Windage. The effect of wind on a pellet.
For the purposes of this, I’m using my preferred pellet
Bisley Magnum, 0.22, BC 0.031, 21 grains, air rifle 12 ft-lbs.
This table is based on wind from 90 degrees to you.

Yards 10mph 5mph 1mph
20 0.75 0.38 0.2
30 1.7 0.87 0.2
40 3.1 1.56 0.3
50 4.9 2.47 0.5
60 7.2 3.6 0.7
70 9.9 0.96 1

Wind From
30 degrees 50% strength
60 degrees 87% strength
90 degrees 90% strength

Don’t forget as the range doubles, the drift quadruples (ish).

Wind Strength

Wind Speed Indication
1 to 3 Barely felt on face. May see drifting smoke.
3 to 5 Felt lightly on face. Leaves rustle.
5 to 8 Felt on face. Leaves rustle. Twigs move.
8 to 12 Raises dust and loose paper.
12 to 15 Small branches move. Bushes sway.
15 to 20 Small trees/bushes in motion.
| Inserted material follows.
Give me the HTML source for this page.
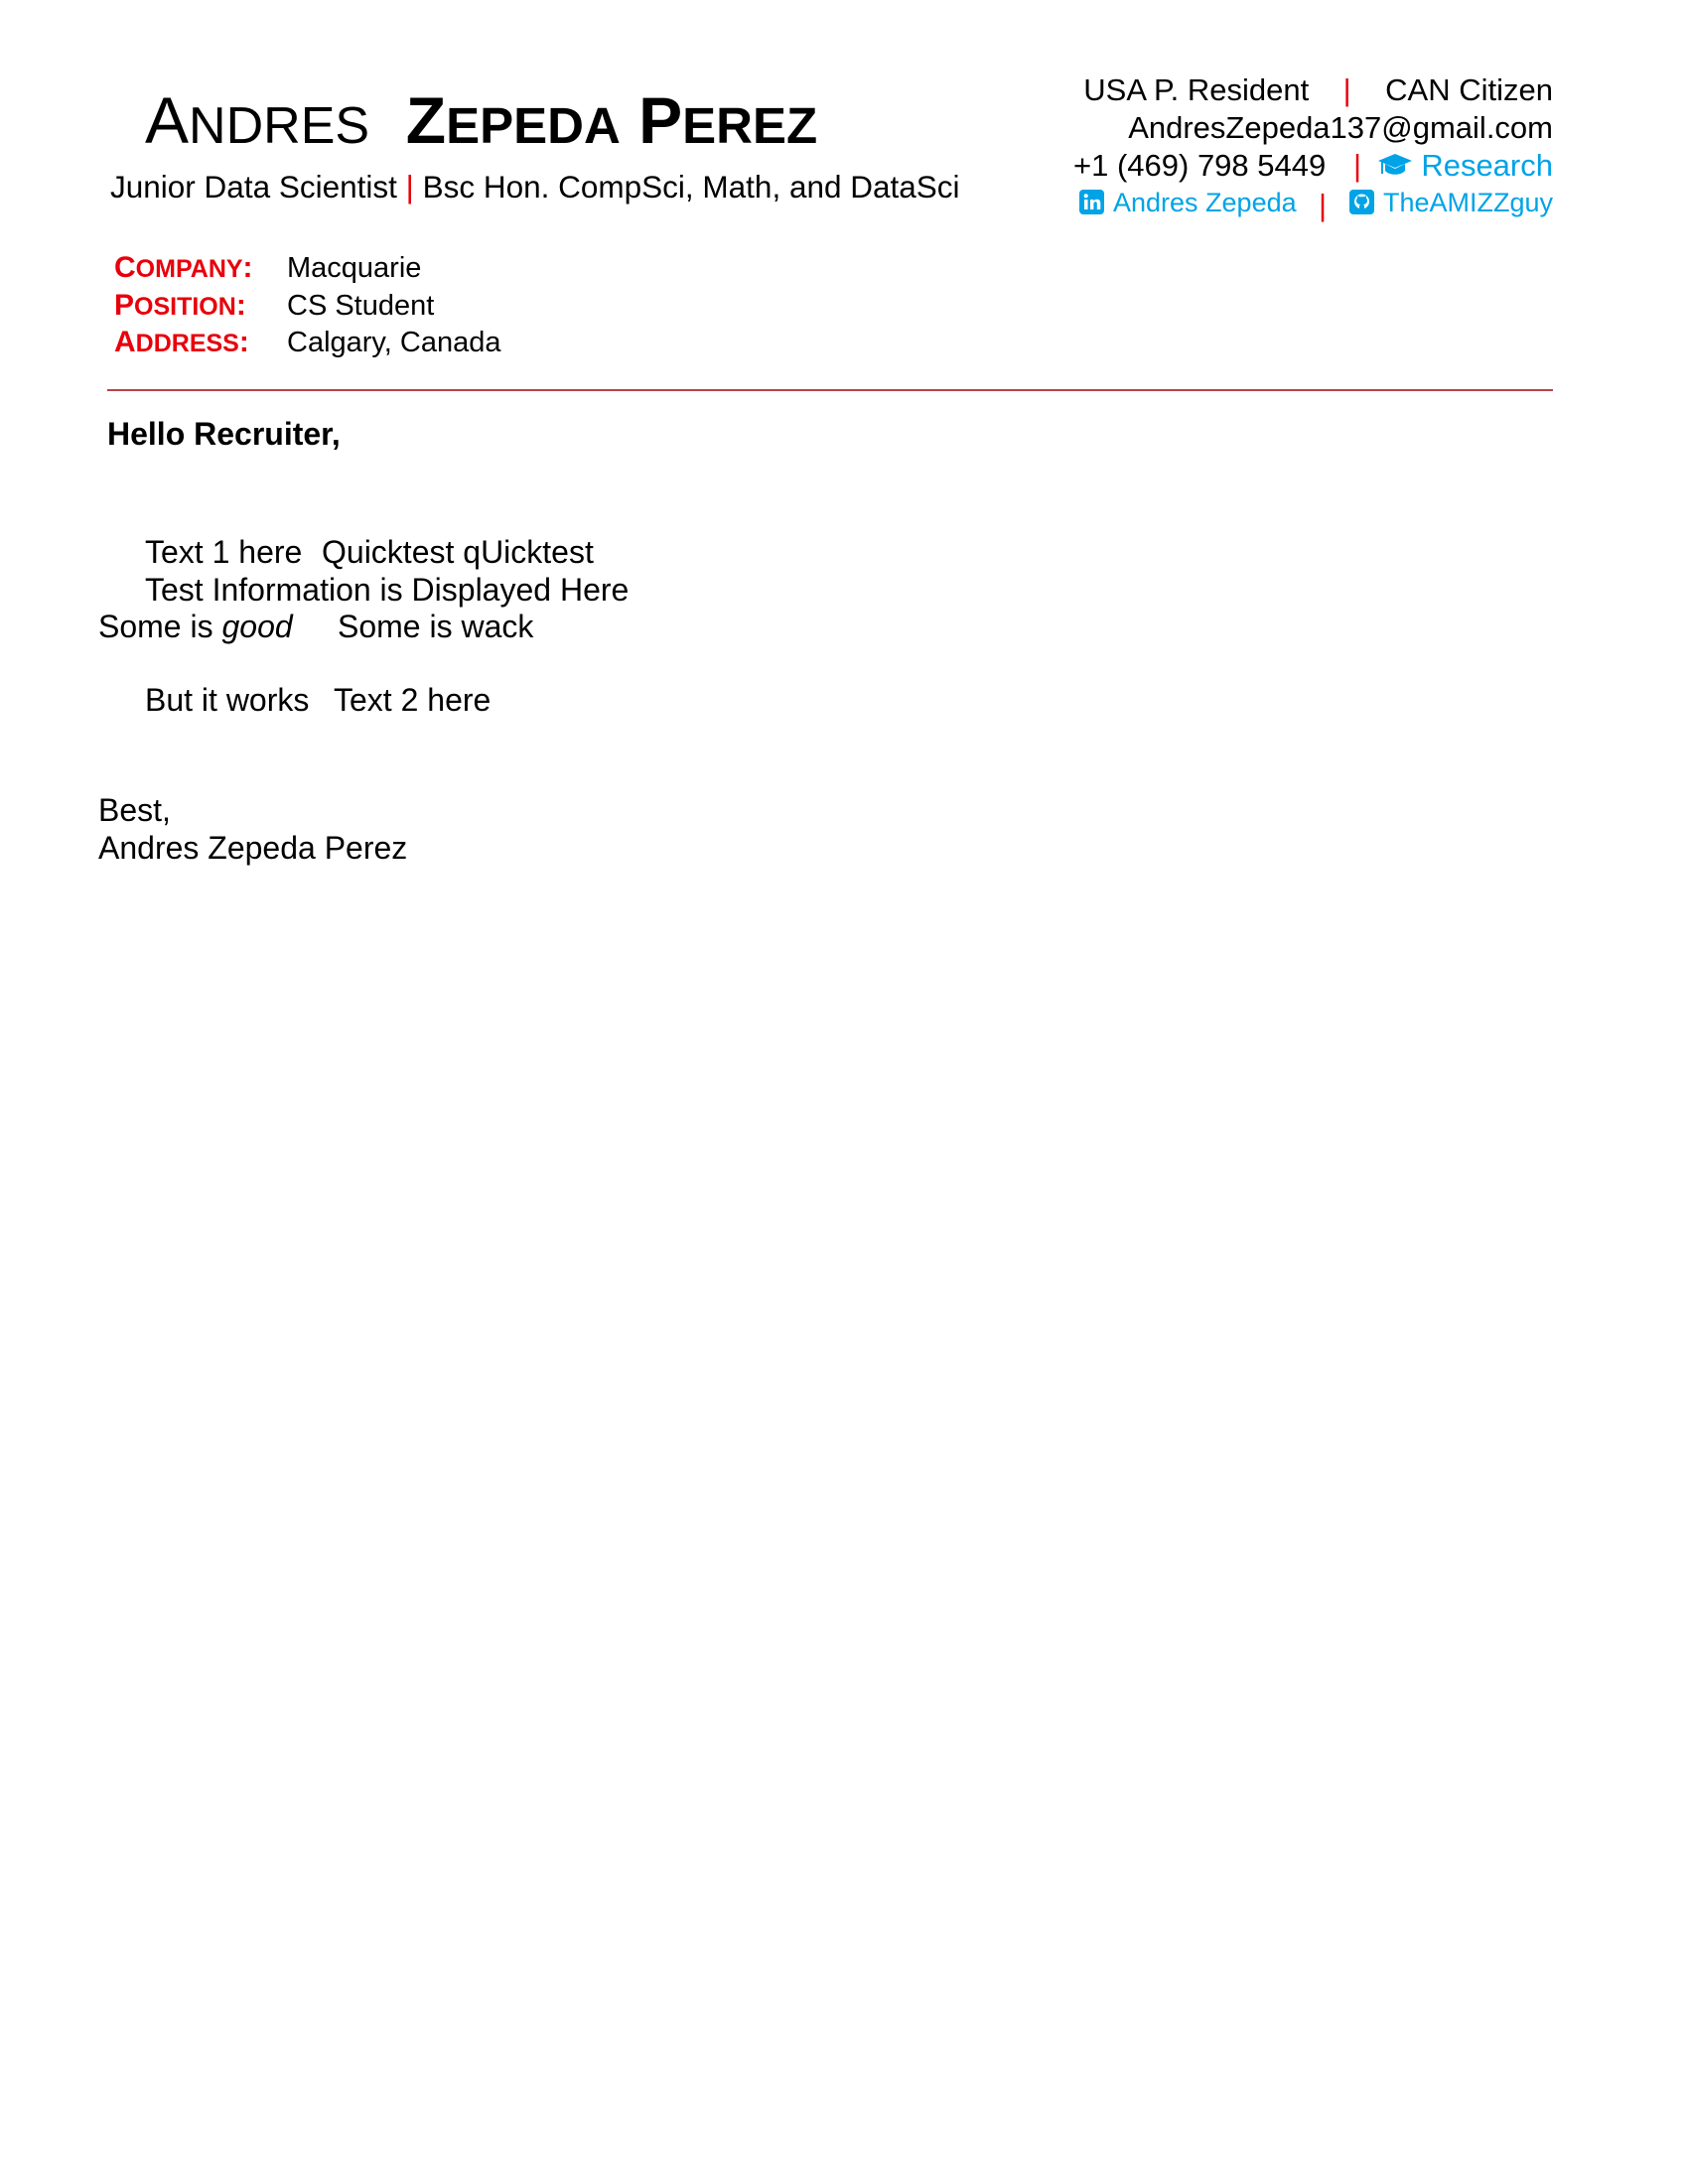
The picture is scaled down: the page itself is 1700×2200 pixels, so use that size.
<!DOCTYPE html>
<html><head><meta charset="utf-8"><style>
body{margin:0;width:1700px;height:2200px;background:#fff;position:relative;font-family:"Liberation Sans","DejaVu Sans",sans-serif;color:#000;overflow:hidden}
.a{position:absolute;white-space:nowrap;line-height:1}
.r{color:#e8000b}
.c{color:#00a3e6}
.lab{color:#e8000b;font-weight:bold}
</style></head><body>
<div class="a" style="left:146px;top:88px;font-size:66px;">A<span style="font-size:52px">NDRES</span>&nbsp; <b>Z<span style="font-size:51px">EPEDA</span> P<span style="font-size:51px">EREZ</span></b></div>
<div class="a" style="left:111px;top:173px;font-size:31.5px;">Junior Data Scientist <span class="r">|</span> Bsc Hon. CompSci, Math, and DataSci</div>

<div class="a" style="right:136px;top:75px;font-size:31px;">USA P. Resident &nbsp;&nbsp;&nbsp;<span class="r">|</span>&nbsp;&nbsp;&nbsp; CAN Citizen</div>
<div class="a" style="right:136px;top:113px;font-size:31px;">AndresZepeda137@gmail.com</div>
<div class="a" style="left:1081px;top:151px;font-size:31px;">+1 (469) 798 5449</div>
<div class="a r" style="left:1363px;top:151px;font-size:31px;">|</div>
<div class="a c" style="right:136px;top:151px;font-size:31px;"><svg width="36" height="26" viewBox="0 0 36 26" style="vertical-align:-2px;margin-right:8px"><path d="M18 2 L35 9 L18 16 L1 9Z" fill="#00a3e6"/><path d="M8 12 V19 C12 24 24 24 28 19 V12 L18 17Z" fill="#00a3e6"/><rect x="4" y="10" width="2" height="12" fill="#00a3e6"/></svg>Research</div>
<div class="a c" style="left:1087px;top:191px;font-size:27px;"><svg width="25" height="25" viewBox="0 0 25 25" style="vertical-align:-3px;margin-right:9px"><rect width="25" height="25" rx="4" fill="#00a3e6"/><rect x="5" y="10" width="3.5" height="10" fill="#fff"/><circle cx="6.7" cy="6.3" r="2.1" fill="#fff"/><path d="M11 10h3.3v1.5c.8-1.2 2-1.8 3.4-1.8 2.6 0 3.6 1.6 3.6 4.3V20h-3.5v-5.5c0-1.3-.4-2.2-1.6-2.2s-1.8.9-1.8 2.2V20H11z" fill="#fff"/></svg>Andres Zepeda</div>
<div class="a r" style="left:1328px;top:191px;font-size:31px;">|</div>
<div class="a c" style="right:136px;top:191px;font-size:27px;"><svg width="25" height="25" viewBox="0 0 25 25" style="vertical-align:-3px;margin-right:9px"><rect width="25" height="25" rx="4" fill="#00a3e6"/><circle cx="12.5" cy="12" r="7.5" fill="#fff"/><path d="M10 21v-4c0-1 .5-1.8 1-2-2.5-.3-4-1.5-4-4 0-1 .4-1.8 1-2.4-.1-.6-.1-1.5.2-2.2 1 0 1.8.5 2.4 1a7 7 0 0 1 3.8 0c.6-.5 1.4-1 2.4-1 .3.7.3 1.6.2 2.2.6.6 1 1.4 1 2.4 0 2.5-1.5 3.7-4 4 .5.2 1 1 1 2v4z" fill="#00a3e6"/></svg>TheAMIZZguy</div>

<div class="a lab" style="left:115px;top:255px;font-size:30px;">C<span style="font-size:25px">OMPANY</span>:</div>
<div class="a lab" style="left:115px;top:293px;font-size:30px;">P<span style="font-size:25px">OSITION</span>:</div>
<div class="a lab" style="left:115px;top:330px;font-size:30px;">A<span style="font-size:25px">DDRESS</span>:</div>
<div class="a" style="left:289px;top:256px;font-size:29px;">Macquarie</div>
<div class="a" style="left:289px;top:294px;font-size:29px;">CS Student</div>
<div class="a" style="left:289px;top:331px;font-size:29px;">Calgary, Canada</div>

<div style="position:absolute;left:108px;top:392px;width:1456px;height:2px;background:#b5434a"></div>

<div class="a" style="left:108px;top:421px;font-size:32px;font-weight:bold">Hello Recruiter,</div>
<div class="a" style="left:146px;top:540px;font-size:32px;">Text 1 here</div>
<div class="a" style="left:324px;top:540px;font-size:32px;">Quicktest qUicktest</div>
<div class="a" style="left:146px;top:578px;font-size:32px;">Test Information is Displayed Here</div>
<div class="a" style="left:99px;top:615px;font-size:32px;">Some is <i>good</i></div>
<div class="a" style="left:340px;top:615px;font-size:32px;">Some is wack</div>
<div class="a" style="left:146px;top:689px;font-size:32px;">But it works</div>
<div class="a" style="left:336px;top:689px;font-size:32px;">Text 2 here</div>
<div class="a" style="left:99px;top:800px;font-size:32px;">Best,</div>
<div class="a" style="left:99px;top:838px;font-size:32px;">Andres Zepeda Perez</div>
</body></html>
Dust clouds form.
20 to 25 Large trees sway. Wind whistles. Spray on water.

Slope Dope (up & down a slope)

Angle Range Multiplier
15 0.97
30 0.87
45 0.71
60 0.5
75 0.26

How is all this applicable to firearms or PCP weapons?
Don’t forget whilst spring power weapons can be tuned up to 30ft-lbs, PCP can happily be tuned to exceed 50 ft-lbs. Firearms speak for themselves.

The basic marksmanship principles are the same.
Holding and BRASS, but supported is permitted i.e. sandbags, mono / bi or tri-pods and slings.
As for holding on a bit tighter?
Good idea with high recoil weapons. A smack in the shoulder from a decent full bore firearm (.308 or greater) will probably not make your day.
Just one thing, follow through remains the same even for semi, burst, and full auto weapons and that is only perfected through practice.